请客的地点不是什么高档饭馆,装修没什么品位,简单朴素,价格十分亲民。老霍定的包间挺宽敞,里面一张大圆桌,酒菜都已备好,都是家常菜,鸡鸭鱼肉什么的。
老霍站在门口迎客。陆行知一家三口、卫峥嵘一家三口、老杜夫妻俩、老朱自己、赵正明也带着老婆——那位当年医院训斥过他的女护士,众人鱼贯进入,济济一堂。卫峥嵘的儿子小卫是其中唯一穿警服的。
所有人都老了。
老霍对老朱说,你家那口子呢?别给我省钱!老朱说,她在我放不开!你找这地方,敞开了造也吃不穷你。
大家入席,没什么开场,也不讲什么礼数,都伸筷子夹菜,端杯子喝酒,就像一家人吃家常饭,自然而然。
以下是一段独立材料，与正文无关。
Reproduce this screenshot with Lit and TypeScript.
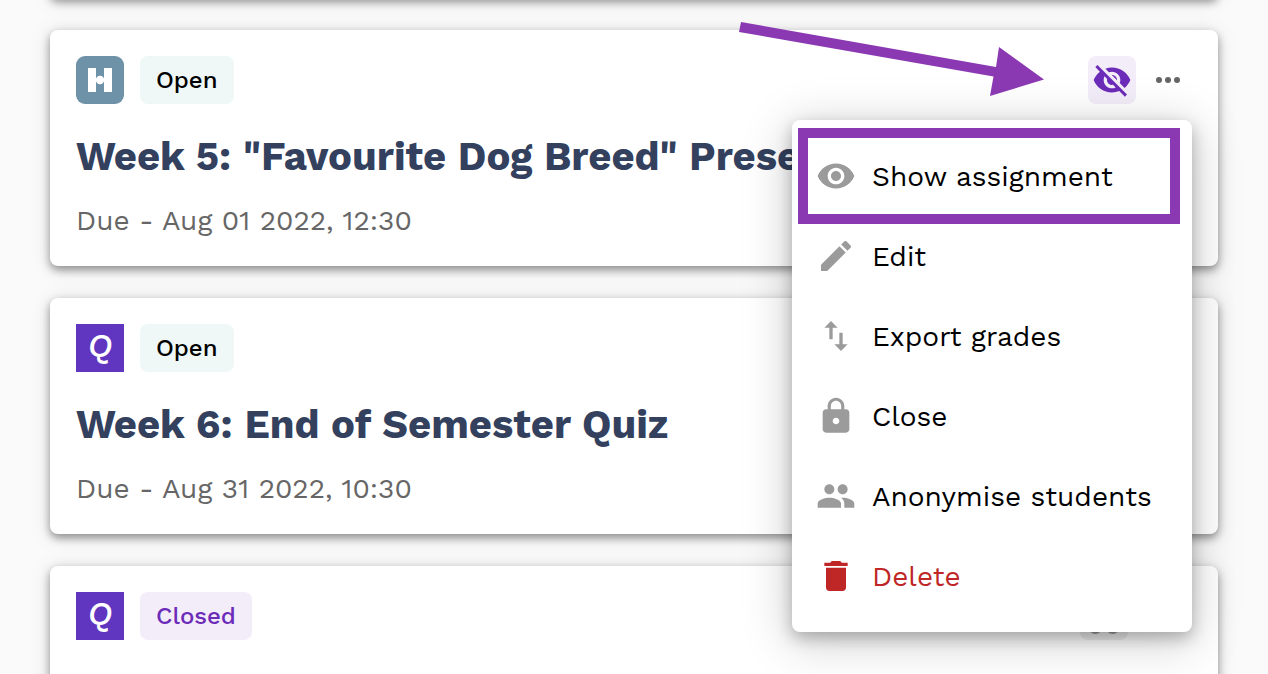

席间忽而他和她说话,忽而他和他碰杯,有时一起谈笑,有时各自闲聊。
杨漫胡海霞她们几个女人一起低声说笑着。陆安宁和小卫早已熟识,喝着啤酒,交换着手机里的什么新闻。
赵正明摸着老杜的手臂,好像在检查他当年骨折的恢复情况,又拉着老杜,非让他摸自己的胳膊。
老朱和老霍脸都喝红了。老霍抓出一把巧克力糖摆在桌子上,两人划着拳,谁输了谁吃糖。
陆行知和卫峥嵘没坐在一起。隔着桌子,陆行知端起一盅白酒,向卫峥嵘抬抬手。卫峥嵘端起面前的一杯茶,又放下,改拿起了酒盅。两人虚碰一下,各自干了。